TASK DESCRIPTION ->
Which lines have the string "that"? Copy all of them from the entries below.

DATASET EXCERPTS ->
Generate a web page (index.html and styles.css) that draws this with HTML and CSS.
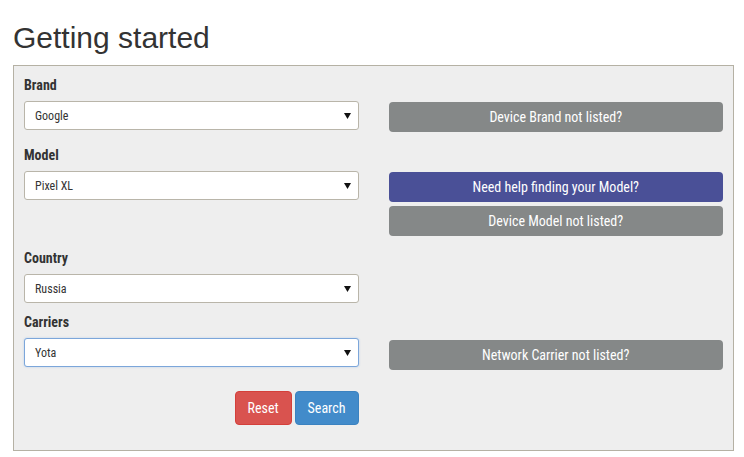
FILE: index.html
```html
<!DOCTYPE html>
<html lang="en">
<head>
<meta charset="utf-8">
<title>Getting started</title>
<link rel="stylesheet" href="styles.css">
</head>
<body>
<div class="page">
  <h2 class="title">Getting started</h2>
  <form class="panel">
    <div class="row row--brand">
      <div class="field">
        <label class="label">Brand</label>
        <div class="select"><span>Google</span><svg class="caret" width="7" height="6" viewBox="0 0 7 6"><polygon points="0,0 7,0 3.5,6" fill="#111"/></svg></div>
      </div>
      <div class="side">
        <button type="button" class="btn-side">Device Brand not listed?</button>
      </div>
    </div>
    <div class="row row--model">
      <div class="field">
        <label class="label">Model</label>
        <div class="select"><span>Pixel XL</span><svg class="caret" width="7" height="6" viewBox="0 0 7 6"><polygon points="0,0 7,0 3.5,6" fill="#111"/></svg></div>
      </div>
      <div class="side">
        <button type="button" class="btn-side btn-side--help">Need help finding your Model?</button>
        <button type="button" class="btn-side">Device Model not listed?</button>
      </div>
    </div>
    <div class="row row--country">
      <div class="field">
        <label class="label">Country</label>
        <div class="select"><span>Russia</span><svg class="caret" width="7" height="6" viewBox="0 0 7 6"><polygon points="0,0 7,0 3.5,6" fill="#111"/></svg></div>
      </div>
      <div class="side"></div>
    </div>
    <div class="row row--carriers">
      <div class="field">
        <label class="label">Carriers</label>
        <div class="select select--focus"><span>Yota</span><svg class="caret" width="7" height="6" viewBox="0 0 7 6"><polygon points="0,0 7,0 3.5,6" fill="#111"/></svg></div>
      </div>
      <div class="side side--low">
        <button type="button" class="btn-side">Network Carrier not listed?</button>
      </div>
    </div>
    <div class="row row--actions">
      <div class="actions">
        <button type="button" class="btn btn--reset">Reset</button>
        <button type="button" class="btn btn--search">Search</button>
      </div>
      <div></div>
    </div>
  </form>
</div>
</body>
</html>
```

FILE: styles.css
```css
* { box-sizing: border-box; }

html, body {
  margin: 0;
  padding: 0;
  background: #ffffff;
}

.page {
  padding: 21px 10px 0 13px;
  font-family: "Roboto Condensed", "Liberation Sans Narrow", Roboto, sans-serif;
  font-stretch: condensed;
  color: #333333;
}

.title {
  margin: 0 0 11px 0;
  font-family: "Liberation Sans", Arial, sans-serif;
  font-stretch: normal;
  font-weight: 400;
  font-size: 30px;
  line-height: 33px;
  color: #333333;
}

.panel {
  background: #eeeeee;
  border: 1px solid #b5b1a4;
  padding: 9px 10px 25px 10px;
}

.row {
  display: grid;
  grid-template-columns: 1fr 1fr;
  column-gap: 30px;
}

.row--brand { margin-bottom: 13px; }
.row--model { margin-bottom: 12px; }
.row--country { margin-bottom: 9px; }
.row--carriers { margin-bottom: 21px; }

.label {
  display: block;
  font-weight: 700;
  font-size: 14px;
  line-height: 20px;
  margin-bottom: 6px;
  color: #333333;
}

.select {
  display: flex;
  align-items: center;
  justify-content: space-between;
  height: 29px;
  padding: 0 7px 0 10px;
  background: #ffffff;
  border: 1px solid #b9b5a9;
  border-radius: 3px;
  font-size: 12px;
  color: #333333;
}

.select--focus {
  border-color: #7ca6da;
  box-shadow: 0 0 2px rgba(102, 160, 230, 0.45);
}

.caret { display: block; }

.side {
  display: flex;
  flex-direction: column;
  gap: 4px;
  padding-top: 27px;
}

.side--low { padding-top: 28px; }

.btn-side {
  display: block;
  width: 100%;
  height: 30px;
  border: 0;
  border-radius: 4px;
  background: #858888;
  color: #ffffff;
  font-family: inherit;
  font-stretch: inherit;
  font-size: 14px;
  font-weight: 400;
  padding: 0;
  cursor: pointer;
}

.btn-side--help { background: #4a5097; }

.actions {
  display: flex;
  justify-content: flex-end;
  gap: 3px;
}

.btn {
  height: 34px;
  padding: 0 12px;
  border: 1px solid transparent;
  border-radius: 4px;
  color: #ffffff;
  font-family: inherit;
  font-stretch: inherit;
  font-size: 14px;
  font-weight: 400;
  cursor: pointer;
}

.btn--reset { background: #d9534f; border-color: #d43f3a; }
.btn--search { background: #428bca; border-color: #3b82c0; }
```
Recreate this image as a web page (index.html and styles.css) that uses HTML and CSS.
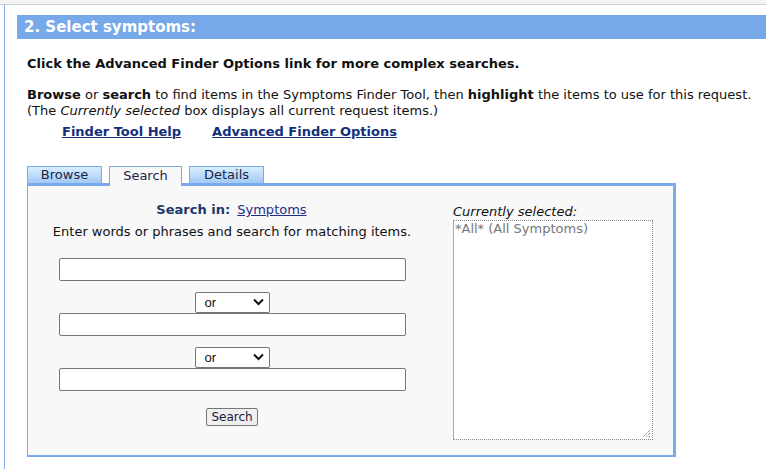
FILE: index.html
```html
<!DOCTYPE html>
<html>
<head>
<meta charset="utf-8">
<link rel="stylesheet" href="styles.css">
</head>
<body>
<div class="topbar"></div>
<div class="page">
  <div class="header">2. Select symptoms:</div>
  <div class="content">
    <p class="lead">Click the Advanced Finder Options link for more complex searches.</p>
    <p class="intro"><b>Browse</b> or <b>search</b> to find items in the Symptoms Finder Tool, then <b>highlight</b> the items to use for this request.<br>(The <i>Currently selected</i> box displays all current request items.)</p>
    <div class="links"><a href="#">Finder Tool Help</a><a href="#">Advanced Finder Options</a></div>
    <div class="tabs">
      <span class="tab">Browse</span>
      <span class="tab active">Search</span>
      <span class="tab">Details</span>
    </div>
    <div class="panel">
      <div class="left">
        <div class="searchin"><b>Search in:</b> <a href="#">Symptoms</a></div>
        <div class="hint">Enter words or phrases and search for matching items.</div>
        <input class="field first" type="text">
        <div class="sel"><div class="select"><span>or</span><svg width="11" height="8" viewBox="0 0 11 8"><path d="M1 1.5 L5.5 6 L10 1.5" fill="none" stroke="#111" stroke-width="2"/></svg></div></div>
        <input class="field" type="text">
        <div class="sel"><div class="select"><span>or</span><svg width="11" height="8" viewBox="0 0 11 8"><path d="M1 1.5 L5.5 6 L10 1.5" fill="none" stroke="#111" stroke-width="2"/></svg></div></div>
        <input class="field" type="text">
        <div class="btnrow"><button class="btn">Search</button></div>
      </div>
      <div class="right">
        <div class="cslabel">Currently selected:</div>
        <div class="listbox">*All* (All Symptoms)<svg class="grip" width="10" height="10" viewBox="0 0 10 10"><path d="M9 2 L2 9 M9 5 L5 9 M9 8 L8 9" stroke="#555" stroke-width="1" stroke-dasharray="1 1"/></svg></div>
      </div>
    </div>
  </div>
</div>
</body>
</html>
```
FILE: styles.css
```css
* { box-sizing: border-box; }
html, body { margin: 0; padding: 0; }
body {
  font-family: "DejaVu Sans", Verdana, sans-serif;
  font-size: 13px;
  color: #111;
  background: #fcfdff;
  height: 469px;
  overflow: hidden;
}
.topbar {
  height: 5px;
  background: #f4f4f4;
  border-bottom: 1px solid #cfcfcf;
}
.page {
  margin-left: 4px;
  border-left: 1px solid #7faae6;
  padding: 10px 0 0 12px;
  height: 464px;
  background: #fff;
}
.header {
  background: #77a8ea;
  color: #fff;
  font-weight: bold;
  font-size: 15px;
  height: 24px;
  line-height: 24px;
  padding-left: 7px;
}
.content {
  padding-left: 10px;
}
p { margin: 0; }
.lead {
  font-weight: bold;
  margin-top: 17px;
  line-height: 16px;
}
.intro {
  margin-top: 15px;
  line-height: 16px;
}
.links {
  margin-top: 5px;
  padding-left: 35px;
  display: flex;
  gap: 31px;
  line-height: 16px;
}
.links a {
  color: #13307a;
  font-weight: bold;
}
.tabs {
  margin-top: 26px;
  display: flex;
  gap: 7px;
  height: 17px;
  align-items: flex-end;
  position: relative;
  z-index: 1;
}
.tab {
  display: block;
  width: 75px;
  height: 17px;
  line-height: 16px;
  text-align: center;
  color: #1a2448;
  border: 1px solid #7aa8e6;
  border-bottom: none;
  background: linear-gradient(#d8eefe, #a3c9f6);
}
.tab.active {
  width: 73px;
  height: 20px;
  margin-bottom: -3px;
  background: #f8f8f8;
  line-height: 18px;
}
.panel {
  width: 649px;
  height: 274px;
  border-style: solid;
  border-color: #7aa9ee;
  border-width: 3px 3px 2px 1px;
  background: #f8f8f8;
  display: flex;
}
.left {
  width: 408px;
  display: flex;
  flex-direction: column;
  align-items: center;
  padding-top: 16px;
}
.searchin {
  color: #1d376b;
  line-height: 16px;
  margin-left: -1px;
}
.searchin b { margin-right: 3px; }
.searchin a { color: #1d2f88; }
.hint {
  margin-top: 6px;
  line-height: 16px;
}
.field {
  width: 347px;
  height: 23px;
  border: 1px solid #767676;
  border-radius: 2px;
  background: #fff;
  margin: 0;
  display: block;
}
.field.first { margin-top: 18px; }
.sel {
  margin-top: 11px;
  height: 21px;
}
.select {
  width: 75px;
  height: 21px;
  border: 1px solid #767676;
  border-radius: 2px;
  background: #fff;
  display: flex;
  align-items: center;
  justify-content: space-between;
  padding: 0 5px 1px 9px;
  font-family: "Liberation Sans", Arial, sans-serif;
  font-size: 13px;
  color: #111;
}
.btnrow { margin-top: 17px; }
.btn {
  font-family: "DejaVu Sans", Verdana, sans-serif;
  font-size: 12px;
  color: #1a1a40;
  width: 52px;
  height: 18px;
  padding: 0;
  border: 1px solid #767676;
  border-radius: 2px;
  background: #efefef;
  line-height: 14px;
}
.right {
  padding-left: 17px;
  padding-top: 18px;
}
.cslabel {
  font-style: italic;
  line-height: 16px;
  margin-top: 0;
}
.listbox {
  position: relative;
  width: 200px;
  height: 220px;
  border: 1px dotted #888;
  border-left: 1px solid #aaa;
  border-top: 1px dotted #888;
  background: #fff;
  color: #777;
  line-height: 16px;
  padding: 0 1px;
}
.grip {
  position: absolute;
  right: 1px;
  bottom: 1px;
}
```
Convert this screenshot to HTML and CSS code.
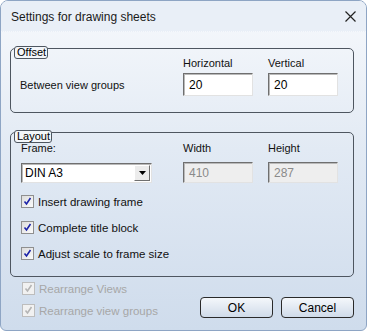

ANSWER ->
Generate a web page (index.html and styles.css) that draws this with HTML and CSS.
Recreate this image as a web page (index.html and styles.css) that uses HTML and CSS.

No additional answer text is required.